The most striking example of the trend, however, was the collection of some 45,000 Greek and Roman coins which were bought by two Merrill Lynch investment funds, Athena I and Athena II, in the 1980s, for a total of dollars 32.4m ( pounds 22.3m). They are now being dispersed by Sotheby's without reserve, which means that no mimimum prices have been set. The prospect of bargains caused so much excitement among collectors that Sotheby's received 10,000 advance bids on the 2,000 coins offered in the first sales from the collection, held in Zurich in October, but prices seldom topped estimate. The great rarity of the auction was a Brutus aureus (gold coin) struck with two daggers to commemorate the assassination of Julius Caesar. The piece fetched 528,000 Swiss francs ( pounds 247,000): it had been auctioned in California in 1990 for pounds 381,000.
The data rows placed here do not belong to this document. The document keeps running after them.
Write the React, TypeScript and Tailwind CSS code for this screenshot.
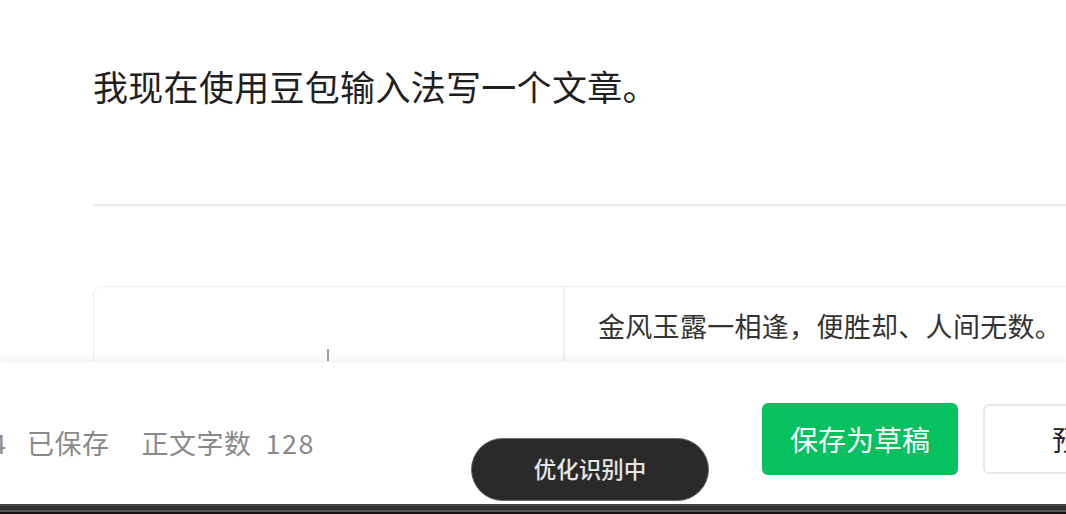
import React from 'react';

const font = { fontFamily: '"Noto Sans CJK SC", "Noto Sans", sans-serif' };

export default function App() {
  return (
    <div className="relative w-[1066px] h-[514px] overflow-hidden bg-white" style={font}>
      {/* Editor */}
      <div className="pl-[93px] pt-[60px]">
        <h1 className="text-[35px] leading-[51px] tracking-[0.3px] text-[#1f1f1f] font-normal whitespace-nowrap">
          我现在使用豆包输入法写一个文章。
        </h1>
        <div className="mt-[93px] h-[2px] bg-[#ebebeb]" />
        <div className="mt-[80px] flex h-[240px] border-l border-t border-[#eeeeee] rounded-tl-lg">
          <div className="w-[471px] border-r-2 border-[#f0f0f0] flex justify-center pt-[62px]">
            <div className="ml-[-1px] w-[2px] h-[14px] bg-[#a0a0a0]" />
          </div>
          <div className="flex-1 pl-[33px] pt-[21px]">
            <p className="text-[27px] leading-[36px] tracking-[0.3px] text-[#333] whitespace-nowrap">
              金风玉露一相逢，便胜却、人间无数。
            </p>
          </div>
        </div>
      </div>

      {/* Footer bar */}
      <div className="absolute left-0 right-0 top-[361px] h-[143px] bg-white shadow-[0_-3px_8px_rgba(0,0,0,0.05)] border-t border-[#f2f2f2]">
        <div className="mt-[41px] h-[72px] flex items-center">
          <div className="flex items-center ml-[-9px] mt-[8px] text-[27px] text-[#8a8a8a] whitespace-nowrap">
            <span className="tracking-[1px]">4</span>
            <span className="ml-[20px] tracking-[0.5px]">已保存</span>
            <span className="ml-[32px] tracking-[0.5px]">正文字数</span>
            <span className="ml-[14px] tracking-[1.5px]">128</span>
          </div>
          <div className="ml-auto flex items-center gap-[25px] mr-[-120px]">
            <button className="w-[196px] h-[72px] rounded-md bg-[#07c160] text-white text-[28px]">
              保存为草稿
            </button>
            <button className="w-[203px] h-[70px] rounded-md border-2 border-[#e8e8e8] bg-white text-[#222] text-[28px] text-left pl-[67px]">
              预览
            </button>
          </div>
        </div>
      </div>

      {/* Toast */}
      <div className="absolute left-[471px] top-[438px] w-[238px] h-[63px] rounded-full bg-[#2a2a2a] border border-[#6a6a6a] flex items-center justify-center">
        <span className="text-[22.5px] font-medium text-[#e6e6e6] -mt-[1px]">优化识别中</span>
      </div>

      {/* Bottom dock strip */}
      <div className="absolute left-0 right-0 bottom-0 h-[10px] flex flex-col">
        <div className="h-[2px] bg-[#464646]" />
        <div className="h-[4px] bg-[#333333]" />
        <div className="h-[2px] bg-[#555555]" />
        <div className="h-[2px] bg-[#121212]" />
      </div>
    </div>
  );
}
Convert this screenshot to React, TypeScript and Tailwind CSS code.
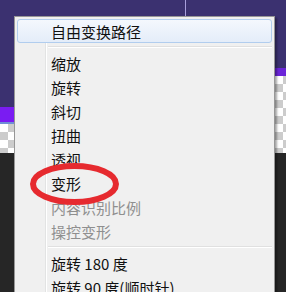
import React from "react";

const font = { fontFamily: '"Noto Sans CJK SC", "Noto Sans", sans-serif' };

function Row({ text, disabled }: { text: string; disabled?: boolean }) {
  return (
    <div className="flex h-6">
      <div className="w-[28px] shrink-0" />
      <div
        className={
          "flex flex-1 items-center border-l border-[#e2e3e3] pl-[5px] shadow-[inset_1px_0_0_#ffffff] text-[15px] leading-none " +
          (disabled ? "text-[#8f8f8f]" : "text-[#111111]")
        }
      >
        {text}
      </div>
    </div>
  );
}

function Sep() {
  return (
    <div className="flex h-2">
      <div className="w-[28px] shrink-0" />
      <div className="flex flex-1 items-center border-l border-[#e2e3e3] pl-[2px] shadow-[inset_1px_0_0_#ffffff]">
        <div className="h-[2px] flex-1 border-t border-[#e0e0e0] bg-white" />
      </div>
    </div>
  );
}

const checker =
  "bg-[repeating-conic-gradient(#cccccc_0_25%,#ffffff_0_50%)] bg-[length:16px_16px]";

export default function App() {
  return (
    <div className="relative h-[292px] w-[286px] overflow-hidden bg-[#262626]" style={font}>
      <div className="flex h-4 bg-[#3b3170]">
        <div className="w-[185px]" />
        <div className="w-px bg-[#a89fdc]" />
      </div>
      <div className="flex">
        <div className="flex w-[14px] shrink-0 flex-col">
          <div className="h-[91px] bg-[#3b3170]" />
          <div className="h-[15px] bg-[#7a1cf2]" />
          <div className="h-[2px] bg-[#6f8fd6]" />
          <div className={"h-[29px] " + checker} />
          <div className="h-[150px] bg-[#262626]" />
        </div>
        <div className="z-10 flex w-[261px] shrink-0 flex-col border border-b-0 border-[#979797] bg-[#f0f0f0] px-[2px] pt-[2px] shadow-[2px_2px_2px_rgba(0,0,0,0.35)]">
          <div className="flex h-6 items-center rounded-[3px] border border-[#b1cdee] bg-gradient-to-b from-[#f4f8fd] to-[#e4edf9] pl-[33px] text-[15px] leading-none text-[#111111]">
            自由变换路径
          </div>
          <Sep />
          <Row text="缩放" />
          <Row text="旋转" />
          <Row text="斜切" />
          <Row text="扭曲" />
          <Row text="透视" />
          <Row text="变形" />
          <Row text="内容识别比例" disabled />
          <Row text="操控变形" disabled />
          <Sep />
          <Row text="旋转 180 度" />
          <Row text="旋转 90 度(顺时针)" />
        </div>
        <div className="flex w-[11px] shrink-0 flex-col">
          <div className="h-[52px] bg-[#3b3170]" />
          <div className="h-[8px] bg-[#6a24d8]" />
          <div className={"h-[77px] " + checker} />
          <div className="h-[150px] bg-[#262626]" />
        </div>
      </div>
      <svg
        className="pointer-events-none absolute left-0 top-0 z-20"
        width="286"
        height="292"
        viewBox="0 0 286 292"
      >
        <ellipse cx="74.5" cy="184" rx="41.5" ry="18" fill="none" stroke="#e62a2f" strokeWidth="6" />
      </svg>
    </div>
  );
}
The strongest market over the past year has been in the United States, encouraged by the reintroduction of full tax deductibility for donations to museums. The new-found optimism of US collectors was reflected in more active bidding in Impressionist and modern picture sales - American favourites - as well as in sales of American pictures. New price records were set for two 19th-century Americans, a Childe Hassam at dollars 5.5m ( pounds 3.8m) and a pastel by William Merritt Chase at dollars 4m ( pounds 2.76m).

The Italians have been much less active in the market, as one collector after another has become embroiled in corruption trials. Spanish buyers are also in retreat and the Japanese are becoming sellers rather than buyers. They are also struggling with police investigations: two leading Impressionist dealers have been arrested for tax evasion, while Ryoei Saito, the paper manufacturer who paid the highest prices ever recorded for paintings at auction in 1990 - dollars 82.5m ( pounds 56.9m) for Van Gogh's Portrait of Dr Gachet and dollars 78.1m ( pounds 53.9m) for Renoir's Au Moulin de la Galette - has been arrested for allegedly bribing a politician.

The bright new hope for the future is considered to lie elsewhere in Asia - in Taiwan, Hong Kong, Singapore, Seoul - but the new market made a hesitant start. European dealers shipped Western pictures to fairs in Singapore and Hong Kong, and took most of them home unsold. Christie's first sale of Western paintings in Taiwan was a flop, while the 15th- century dragon jar that Sotheby's hoped would set a new price record for Chinese porcelain in Hong Kong in November, estimating it at pounds 1.3m - pounds 2.1m, didn't find a buyer.